Some years before this call I even studied about people being mistriaged in Oklahoma City, and met the author of a mass casualty text who advocated everyone always transported because in his research he found that the stardard "looks good, looks bad" was inaccurate as was the A&O assessment. But at the time I was the last unit to arrive and it never crossed my mind there might have been any oversights prior to my arrival, or that any potentially developing injuries hadn't been accounted for.

So I think it probably would be a good idea in the future to perhaps work with LE to find out who the drivers were and who the passengers were and proactively seek them out for evaluation rather than relying on them to come to EMS. It seems waiting for patients to seek help will someday result in a major miss like a head injury, pneumo, or aortic dissection. (all which can develop over minutes, hours, or even days, but are usually not apparent on arrival of EMS to the scene or even first or second assessments.

Like I said, I don't fault the EMS providers, but I think they should all realize that this time they were lucky and never to trust to luck in the future.


Forum Crew Member
There are so many pieces left out of the situation, between the 3 stories, it's hard to tell.

Bystanders were treating some folks with their first aid kits.

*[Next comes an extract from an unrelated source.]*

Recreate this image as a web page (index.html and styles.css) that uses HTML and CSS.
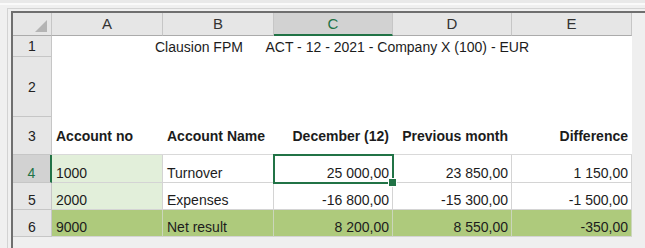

Do we know who those bystanders were? Off duty medical personnel, maybe? It might be that the guy who is complaining was actually seen by a medical person, just not one of the medics who were treating the mortally wounded.

If his wife had been one of the mortally wounded, would he really have wanted one of the medics to treat him, not her?

I agree that it seems a bit odd. I'm guessing that due to triage, the medics took the worst wounded. Not being able to observe the truck driver myself, but knowing he was walking around on the scene, and then took himself to the doctor, it really just doesn't seem like he needed attention on the scene.

Yeah, I could be wrong, and had he been the only injury, I would have treated him. I just think it's pretty likely that others needed the medics worse.


Forum Deputy Chief
Am I the only one thinking 3 cars and a truck isn't a huge accident, but a fairly common occurance here in So-Cal?


Forum Chief
Am I the only one thinking 3 cars and a truck isn't a huge accident, but a fairly common occurance here in So-Cal?

New Years Eve, 3 car accident: 9 patients.

Amount of cars doesn't matter, amount of patients and severity does.